— begin Material for this task —
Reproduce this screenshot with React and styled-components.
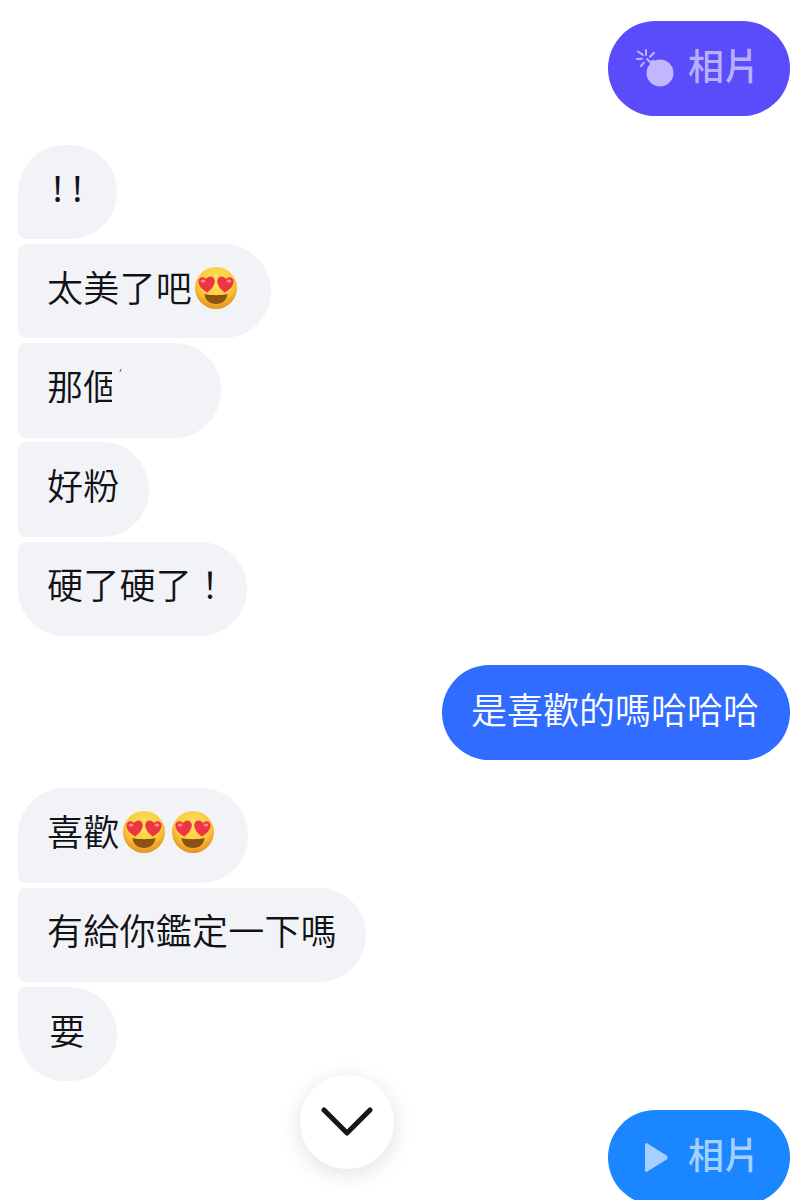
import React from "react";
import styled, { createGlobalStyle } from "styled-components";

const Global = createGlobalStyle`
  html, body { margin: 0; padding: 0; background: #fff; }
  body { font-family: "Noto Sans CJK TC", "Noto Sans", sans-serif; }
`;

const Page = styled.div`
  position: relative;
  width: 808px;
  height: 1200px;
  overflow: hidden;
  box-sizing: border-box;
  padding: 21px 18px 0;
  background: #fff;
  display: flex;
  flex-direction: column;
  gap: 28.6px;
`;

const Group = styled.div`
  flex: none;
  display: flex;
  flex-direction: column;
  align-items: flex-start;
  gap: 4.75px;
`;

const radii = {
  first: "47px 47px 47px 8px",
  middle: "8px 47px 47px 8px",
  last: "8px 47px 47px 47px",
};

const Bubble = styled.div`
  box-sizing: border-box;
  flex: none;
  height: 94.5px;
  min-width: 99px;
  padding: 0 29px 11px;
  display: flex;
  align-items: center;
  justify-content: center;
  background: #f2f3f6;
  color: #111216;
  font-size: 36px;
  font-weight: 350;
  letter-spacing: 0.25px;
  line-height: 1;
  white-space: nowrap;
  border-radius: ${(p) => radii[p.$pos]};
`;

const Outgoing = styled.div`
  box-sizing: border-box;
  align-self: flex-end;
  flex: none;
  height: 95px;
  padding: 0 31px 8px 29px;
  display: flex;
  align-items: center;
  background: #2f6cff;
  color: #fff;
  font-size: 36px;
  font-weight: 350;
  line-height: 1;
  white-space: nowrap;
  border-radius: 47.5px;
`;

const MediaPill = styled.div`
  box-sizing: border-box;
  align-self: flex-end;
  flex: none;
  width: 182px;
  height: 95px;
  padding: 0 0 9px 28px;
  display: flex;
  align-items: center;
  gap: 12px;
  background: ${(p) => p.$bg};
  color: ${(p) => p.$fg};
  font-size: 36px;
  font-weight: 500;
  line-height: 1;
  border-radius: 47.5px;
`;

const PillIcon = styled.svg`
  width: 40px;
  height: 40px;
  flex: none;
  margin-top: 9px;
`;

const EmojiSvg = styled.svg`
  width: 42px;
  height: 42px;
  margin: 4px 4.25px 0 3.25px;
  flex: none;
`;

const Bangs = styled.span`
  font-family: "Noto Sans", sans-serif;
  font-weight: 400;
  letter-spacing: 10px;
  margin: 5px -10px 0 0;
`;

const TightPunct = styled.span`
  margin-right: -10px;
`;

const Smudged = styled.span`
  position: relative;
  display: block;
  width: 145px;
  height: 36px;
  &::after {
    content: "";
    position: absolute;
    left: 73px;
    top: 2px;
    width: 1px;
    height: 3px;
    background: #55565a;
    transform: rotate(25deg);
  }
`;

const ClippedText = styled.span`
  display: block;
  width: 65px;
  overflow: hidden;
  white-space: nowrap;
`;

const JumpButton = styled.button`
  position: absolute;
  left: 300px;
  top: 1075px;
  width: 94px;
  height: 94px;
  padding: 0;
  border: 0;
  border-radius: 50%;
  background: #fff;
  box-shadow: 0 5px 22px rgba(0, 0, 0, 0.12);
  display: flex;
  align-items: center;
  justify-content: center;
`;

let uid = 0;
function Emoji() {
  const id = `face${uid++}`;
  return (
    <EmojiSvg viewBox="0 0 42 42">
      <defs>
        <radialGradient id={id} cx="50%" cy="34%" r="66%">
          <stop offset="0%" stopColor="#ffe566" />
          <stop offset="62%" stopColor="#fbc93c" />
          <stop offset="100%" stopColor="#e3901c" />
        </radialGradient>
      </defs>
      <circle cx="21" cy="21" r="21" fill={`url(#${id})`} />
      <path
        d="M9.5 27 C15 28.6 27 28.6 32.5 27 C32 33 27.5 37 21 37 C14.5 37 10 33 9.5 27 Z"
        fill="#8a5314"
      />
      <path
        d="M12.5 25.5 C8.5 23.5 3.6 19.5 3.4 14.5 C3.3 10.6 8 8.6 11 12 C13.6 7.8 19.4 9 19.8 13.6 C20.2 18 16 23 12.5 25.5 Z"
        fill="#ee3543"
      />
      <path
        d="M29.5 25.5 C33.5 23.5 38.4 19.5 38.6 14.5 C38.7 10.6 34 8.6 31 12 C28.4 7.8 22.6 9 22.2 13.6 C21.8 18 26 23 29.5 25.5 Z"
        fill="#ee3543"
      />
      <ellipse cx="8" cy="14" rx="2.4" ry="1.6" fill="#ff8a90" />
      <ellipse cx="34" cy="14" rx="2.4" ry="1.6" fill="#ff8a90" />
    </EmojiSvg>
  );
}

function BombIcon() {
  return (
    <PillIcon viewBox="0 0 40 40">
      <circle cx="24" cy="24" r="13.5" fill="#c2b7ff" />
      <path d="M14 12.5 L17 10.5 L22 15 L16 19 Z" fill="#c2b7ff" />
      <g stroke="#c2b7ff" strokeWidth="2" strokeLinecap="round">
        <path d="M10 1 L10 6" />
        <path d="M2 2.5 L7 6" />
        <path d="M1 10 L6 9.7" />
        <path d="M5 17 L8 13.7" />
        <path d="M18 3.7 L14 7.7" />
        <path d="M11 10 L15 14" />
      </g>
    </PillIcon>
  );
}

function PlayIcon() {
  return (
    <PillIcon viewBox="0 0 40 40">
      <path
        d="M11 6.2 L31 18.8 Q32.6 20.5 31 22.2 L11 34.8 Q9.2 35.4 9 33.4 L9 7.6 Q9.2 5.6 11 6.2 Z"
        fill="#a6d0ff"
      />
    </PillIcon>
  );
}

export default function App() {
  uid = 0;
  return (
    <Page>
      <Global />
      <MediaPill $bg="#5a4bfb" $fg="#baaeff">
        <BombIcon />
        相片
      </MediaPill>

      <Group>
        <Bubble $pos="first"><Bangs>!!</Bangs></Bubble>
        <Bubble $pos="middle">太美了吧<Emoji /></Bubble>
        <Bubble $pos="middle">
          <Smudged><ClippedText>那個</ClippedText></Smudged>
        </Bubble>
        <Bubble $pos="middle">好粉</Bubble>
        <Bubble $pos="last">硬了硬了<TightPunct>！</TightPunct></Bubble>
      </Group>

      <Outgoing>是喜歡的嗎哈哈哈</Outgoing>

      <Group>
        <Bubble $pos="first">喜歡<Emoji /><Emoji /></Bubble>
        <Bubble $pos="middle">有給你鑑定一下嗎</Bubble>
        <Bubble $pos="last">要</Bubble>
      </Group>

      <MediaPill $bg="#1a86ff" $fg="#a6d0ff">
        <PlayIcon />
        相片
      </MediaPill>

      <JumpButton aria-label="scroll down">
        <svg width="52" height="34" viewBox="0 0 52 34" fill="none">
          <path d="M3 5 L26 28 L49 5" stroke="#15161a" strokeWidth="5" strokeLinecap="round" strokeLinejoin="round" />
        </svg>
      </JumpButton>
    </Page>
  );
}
— end Material for this task —
— begin Material for this task —
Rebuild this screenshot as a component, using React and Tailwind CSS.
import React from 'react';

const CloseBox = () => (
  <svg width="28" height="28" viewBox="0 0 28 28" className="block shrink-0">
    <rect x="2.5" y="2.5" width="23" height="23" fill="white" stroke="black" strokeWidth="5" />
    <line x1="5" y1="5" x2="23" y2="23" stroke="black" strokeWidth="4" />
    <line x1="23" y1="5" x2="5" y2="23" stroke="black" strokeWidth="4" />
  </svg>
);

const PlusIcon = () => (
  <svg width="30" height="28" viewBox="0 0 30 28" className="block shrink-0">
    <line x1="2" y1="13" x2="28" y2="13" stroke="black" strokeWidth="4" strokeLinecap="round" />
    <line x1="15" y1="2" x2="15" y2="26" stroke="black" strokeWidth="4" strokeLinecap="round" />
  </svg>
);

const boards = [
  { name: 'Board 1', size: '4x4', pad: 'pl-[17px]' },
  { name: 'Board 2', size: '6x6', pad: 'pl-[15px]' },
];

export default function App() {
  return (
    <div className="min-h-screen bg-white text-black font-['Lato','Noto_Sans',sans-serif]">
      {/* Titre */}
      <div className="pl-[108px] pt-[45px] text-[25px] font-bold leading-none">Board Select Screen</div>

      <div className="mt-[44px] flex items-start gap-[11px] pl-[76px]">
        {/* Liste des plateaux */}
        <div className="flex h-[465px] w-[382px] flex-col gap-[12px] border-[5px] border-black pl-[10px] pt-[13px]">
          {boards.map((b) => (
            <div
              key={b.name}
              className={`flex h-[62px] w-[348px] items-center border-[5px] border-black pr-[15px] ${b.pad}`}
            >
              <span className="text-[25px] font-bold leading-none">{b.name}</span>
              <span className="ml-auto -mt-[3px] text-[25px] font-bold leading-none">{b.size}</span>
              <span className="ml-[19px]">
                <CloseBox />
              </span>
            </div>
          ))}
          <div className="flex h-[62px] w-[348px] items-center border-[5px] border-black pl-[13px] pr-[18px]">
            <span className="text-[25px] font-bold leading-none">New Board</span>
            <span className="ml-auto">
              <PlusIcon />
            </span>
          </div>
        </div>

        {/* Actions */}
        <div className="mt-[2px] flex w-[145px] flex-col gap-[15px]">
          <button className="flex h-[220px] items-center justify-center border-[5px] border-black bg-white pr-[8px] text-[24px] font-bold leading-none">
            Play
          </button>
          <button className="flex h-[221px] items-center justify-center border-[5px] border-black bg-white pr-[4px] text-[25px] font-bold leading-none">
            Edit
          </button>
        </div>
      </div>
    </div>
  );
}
— end Material for this task —
» **Instruction**:
Above are the lines; repeat exactly the ones from the line containing "Rebuild this screenshot" down to the line containing "import React from 'react';", both inclusive.

» **Output of the exercise**:
Rebuild this screenshot as a component, using React and Tailwind CSS.
import React from 'react';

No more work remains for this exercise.